>> Begin EXCERPTED RECORDS
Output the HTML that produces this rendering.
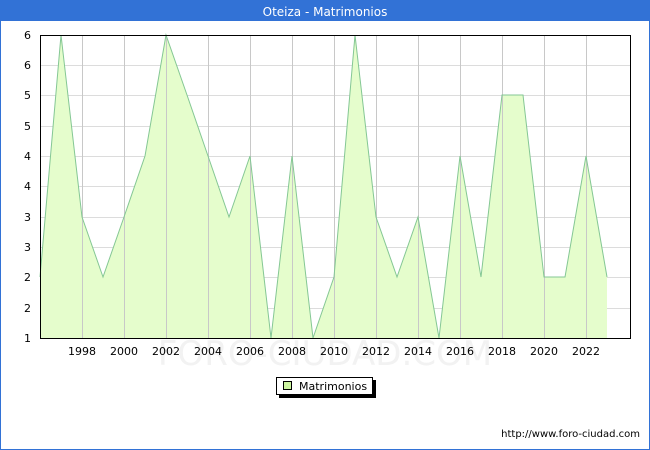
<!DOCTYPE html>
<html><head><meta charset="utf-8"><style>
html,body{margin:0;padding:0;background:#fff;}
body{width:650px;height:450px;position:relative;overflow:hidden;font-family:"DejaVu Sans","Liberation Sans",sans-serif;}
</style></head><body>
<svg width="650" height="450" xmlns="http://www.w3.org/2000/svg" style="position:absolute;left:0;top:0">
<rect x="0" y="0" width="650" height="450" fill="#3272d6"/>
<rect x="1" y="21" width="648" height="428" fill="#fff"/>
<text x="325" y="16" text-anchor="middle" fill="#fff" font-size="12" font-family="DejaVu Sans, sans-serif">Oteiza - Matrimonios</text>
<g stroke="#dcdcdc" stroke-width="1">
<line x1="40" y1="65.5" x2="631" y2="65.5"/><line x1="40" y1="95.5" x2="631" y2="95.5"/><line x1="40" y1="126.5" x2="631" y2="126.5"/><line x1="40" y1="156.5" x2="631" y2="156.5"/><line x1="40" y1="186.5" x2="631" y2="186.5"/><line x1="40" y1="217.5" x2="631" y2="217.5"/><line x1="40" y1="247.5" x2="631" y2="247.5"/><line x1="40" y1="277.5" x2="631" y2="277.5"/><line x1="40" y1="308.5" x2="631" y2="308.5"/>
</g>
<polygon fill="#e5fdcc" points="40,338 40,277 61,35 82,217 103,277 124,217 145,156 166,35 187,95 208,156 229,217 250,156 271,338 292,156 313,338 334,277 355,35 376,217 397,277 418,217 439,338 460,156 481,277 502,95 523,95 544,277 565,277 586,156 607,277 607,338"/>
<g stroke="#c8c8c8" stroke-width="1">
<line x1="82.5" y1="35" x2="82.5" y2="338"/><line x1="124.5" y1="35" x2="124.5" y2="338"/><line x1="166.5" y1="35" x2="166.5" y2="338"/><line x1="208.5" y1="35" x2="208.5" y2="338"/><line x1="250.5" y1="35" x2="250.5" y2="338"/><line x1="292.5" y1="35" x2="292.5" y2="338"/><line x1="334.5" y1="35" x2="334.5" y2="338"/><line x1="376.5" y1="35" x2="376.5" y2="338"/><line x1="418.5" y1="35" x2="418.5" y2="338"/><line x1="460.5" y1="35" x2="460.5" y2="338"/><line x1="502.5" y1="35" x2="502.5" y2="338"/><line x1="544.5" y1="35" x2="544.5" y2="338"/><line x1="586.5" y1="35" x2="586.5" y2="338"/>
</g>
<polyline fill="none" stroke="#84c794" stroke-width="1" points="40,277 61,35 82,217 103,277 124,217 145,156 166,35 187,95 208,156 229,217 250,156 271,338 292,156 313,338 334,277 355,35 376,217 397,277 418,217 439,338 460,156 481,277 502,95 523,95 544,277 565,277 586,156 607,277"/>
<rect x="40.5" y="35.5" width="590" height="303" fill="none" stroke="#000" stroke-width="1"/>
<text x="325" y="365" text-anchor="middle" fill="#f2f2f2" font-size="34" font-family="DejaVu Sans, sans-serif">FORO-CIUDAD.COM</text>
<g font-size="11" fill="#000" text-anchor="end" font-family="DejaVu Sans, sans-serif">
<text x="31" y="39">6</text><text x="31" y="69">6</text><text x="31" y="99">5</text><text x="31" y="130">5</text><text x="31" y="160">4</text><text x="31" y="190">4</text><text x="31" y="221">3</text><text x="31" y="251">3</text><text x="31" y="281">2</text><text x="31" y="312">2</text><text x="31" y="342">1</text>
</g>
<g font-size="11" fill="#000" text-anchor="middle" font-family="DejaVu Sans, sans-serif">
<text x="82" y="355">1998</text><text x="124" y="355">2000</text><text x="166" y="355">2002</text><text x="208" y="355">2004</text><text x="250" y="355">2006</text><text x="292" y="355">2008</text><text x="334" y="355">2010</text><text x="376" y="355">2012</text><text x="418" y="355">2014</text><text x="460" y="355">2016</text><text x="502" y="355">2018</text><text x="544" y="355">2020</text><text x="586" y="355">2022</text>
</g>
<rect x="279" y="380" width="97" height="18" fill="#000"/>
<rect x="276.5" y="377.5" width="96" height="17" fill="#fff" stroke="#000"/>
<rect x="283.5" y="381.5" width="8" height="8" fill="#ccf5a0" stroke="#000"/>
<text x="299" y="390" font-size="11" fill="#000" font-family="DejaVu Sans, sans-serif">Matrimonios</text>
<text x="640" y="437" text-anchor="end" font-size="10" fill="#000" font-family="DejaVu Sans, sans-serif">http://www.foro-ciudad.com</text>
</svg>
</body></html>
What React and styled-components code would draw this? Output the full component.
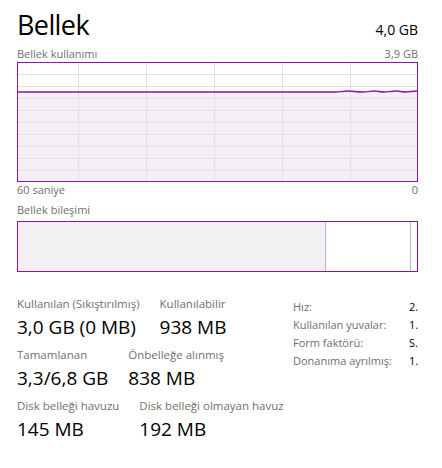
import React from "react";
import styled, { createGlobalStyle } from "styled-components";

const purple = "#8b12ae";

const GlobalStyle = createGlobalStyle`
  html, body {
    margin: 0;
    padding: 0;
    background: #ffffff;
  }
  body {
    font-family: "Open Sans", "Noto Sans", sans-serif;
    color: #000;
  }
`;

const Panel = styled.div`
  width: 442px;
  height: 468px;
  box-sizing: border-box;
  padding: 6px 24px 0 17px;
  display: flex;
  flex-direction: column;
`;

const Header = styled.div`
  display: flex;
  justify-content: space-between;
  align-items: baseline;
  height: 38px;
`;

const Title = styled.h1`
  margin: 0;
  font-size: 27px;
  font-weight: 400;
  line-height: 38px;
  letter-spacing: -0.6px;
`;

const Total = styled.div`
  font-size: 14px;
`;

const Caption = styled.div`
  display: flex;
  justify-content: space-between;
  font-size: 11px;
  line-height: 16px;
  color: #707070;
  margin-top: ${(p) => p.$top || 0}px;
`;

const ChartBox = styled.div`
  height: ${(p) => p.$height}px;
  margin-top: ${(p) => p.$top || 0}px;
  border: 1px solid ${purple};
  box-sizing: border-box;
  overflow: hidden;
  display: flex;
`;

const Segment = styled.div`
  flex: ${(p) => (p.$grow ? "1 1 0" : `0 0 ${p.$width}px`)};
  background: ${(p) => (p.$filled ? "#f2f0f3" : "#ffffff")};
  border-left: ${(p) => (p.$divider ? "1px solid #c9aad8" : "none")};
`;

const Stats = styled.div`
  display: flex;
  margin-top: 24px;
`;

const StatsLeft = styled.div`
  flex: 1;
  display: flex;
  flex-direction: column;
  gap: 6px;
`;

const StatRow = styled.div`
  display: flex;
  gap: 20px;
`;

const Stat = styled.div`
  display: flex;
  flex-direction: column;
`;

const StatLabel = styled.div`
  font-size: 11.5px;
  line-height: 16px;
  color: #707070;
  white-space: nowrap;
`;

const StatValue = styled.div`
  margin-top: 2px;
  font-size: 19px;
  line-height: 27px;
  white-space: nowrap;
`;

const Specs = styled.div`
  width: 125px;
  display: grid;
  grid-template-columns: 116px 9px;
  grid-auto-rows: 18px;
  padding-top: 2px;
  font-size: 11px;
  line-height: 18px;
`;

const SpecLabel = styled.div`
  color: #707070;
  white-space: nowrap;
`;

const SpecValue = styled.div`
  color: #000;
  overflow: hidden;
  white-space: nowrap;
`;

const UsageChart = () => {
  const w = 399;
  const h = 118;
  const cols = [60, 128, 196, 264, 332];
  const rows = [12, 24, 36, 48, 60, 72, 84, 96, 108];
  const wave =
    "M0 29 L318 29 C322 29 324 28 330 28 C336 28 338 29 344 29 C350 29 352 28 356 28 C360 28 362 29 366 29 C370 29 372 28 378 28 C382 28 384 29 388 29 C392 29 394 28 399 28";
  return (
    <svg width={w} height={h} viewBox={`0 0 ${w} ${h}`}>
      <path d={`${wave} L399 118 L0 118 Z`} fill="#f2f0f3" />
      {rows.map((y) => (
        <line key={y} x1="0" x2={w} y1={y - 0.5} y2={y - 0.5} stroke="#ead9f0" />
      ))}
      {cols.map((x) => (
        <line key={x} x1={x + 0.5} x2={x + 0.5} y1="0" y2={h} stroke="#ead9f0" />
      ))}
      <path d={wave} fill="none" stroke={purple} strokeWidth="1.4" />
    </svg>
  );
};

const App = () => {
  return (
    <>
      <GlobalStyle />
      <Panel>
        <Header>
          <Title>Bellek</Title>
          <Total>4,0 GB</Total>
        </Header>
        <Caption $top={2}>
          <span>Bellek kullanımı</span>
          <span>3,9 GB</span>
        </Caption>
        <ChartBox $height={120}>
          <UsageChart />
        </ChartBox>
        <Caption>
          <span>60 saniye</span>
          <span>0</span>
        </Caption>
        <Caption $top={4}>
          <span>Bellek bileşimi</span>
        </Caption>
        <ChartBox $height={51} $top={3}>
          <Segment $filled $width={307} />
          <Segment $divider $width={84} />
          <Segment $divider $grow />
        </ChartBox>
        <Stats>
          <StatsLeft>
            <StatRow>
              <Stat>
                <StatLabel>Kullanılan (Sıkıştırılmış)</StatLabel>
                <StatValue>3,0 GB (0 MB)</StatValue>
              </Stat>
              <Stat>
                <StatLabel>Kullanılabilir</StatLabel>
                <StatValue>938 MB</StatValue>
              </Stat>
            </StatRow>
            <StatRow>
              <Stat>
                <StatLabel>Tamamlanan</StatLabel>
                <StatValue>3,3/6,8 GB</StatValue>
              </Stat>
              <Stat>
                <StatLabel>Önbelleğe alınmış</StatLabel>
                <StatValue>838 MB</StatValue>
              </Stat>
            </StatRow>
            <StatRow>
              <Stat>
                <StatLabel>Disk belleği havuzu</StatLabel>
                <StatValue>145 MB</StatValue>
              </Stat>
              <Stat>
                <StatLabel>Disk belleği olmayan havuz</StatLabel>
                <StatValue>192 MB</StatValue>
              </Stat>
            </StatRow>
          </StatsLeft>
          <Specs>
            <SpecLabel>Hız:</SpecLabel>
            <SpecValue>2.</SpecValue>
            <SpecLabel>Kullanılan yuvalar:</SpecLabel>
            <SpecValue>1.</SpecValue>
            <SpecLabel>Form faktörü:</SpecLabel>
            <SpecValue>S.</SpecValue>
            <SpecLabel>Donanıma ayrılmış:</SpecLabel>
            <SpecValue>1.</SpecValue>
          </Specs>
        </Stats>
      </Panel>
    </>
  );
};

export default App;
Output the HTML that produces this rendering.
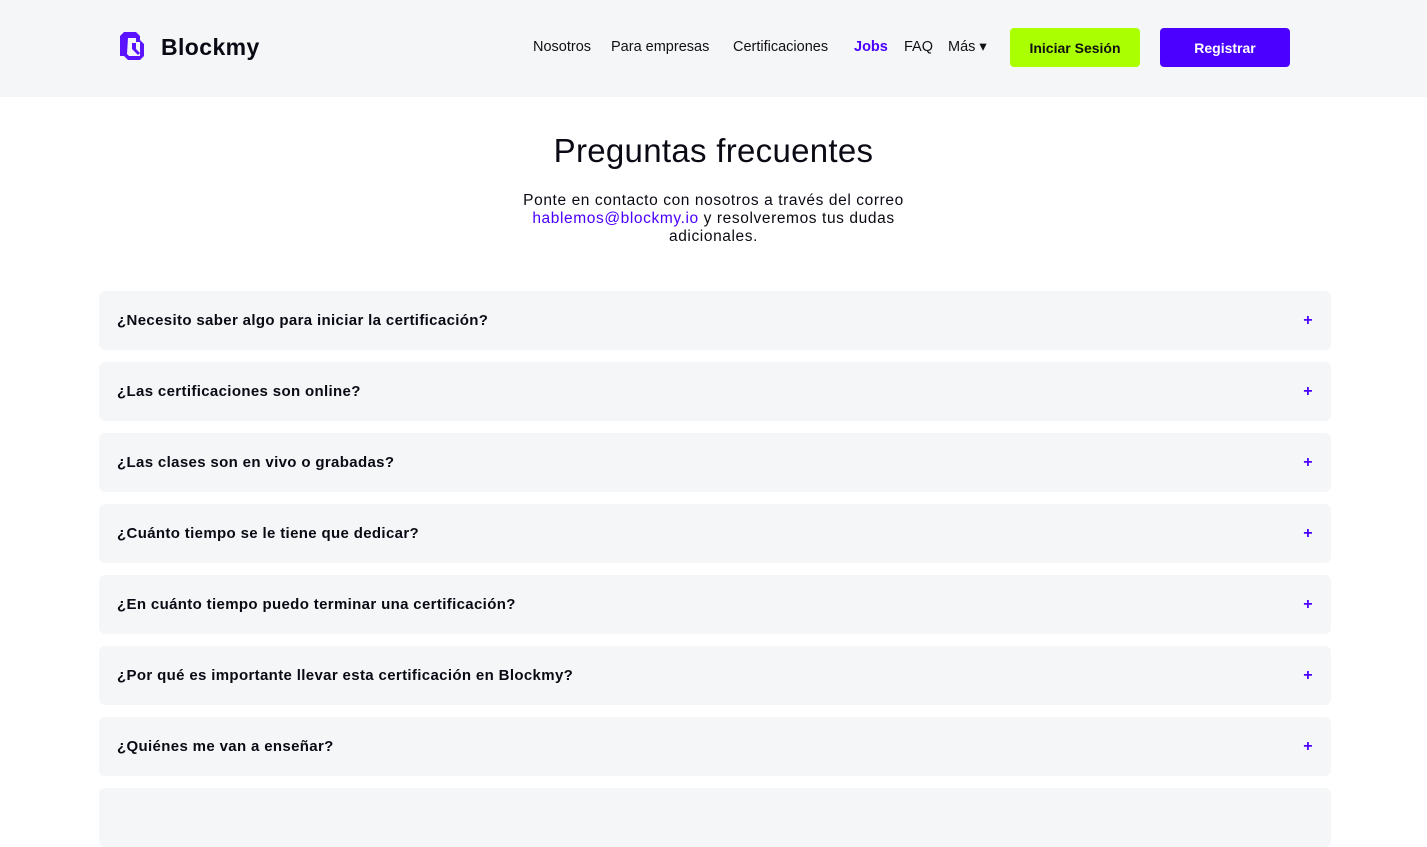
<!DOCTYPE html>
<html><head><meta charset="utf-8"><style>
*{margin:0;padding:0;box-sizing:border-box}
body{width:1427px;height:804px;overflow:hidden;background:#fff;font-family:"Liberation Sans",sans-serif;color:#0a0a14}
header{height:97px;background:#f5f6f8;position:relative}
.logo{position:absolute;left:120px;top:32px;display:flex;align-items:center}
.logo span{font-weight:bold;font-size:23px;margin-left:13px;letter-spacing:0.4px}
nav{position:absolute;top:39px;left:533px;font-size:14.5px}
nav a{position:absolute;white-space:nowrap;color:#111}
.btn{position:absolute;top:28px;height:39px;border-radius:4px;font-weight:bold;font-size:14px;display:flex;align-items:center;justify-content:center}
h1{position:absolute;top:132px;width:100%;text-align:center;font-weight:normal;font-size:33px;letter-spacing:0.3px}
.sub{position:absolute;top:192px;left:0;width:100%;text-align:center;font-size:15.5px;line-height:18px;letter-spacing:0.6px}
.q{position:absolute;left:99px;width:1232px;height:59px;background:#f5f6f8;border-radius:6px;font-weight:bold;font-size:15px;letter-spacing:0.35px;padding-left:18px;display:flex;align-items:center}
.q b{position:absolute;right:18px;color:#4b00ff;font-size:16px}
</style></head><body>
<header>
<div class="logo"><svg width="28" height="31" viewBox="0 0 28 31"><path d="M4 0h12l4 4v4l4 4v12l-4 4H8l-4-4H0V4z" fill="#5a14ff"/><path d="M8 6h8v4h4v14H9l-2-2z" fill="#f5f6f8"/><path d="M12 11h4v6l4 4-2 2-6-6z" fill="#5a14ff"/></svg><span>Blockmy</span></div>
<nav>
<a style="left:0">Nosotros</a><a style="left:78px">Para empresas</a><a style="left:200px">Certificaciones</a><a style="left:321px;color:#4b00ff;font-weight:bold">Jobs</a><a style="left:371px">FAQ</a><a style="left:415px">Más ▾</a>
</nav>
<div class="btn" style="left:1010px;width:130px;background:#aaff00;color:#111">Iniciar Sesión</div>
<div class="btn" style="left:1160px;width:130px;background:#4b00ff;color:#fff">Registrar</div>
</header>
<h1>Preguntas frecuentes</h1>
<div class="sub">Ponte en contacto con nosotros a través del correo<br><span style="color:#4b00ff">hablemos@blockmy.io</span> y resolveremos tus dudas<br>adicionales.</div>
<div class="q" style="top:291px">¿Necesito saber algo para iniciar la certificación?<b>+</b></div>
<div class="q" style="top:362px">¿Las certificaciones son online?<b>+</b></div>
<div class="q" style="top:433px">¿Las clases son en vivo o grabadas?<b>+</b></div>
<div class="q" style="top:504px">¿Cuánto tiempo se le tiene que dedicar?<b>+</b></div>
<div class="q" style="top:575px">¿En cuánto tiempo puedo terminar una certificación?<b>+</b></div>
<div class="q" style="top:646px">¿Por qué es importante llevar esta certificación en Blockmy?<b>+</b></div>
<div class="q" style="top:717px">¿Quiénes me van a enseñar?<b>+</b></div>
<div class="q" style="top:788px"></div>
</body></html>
>> End EXCERPTED RECORDS
Locate all lines in the listing above with the word "React" and copy them.

*OUTPUT FOR THIS EXERCISE*.
What React and styled-components code would draw this? Output the full component.
import React from "react";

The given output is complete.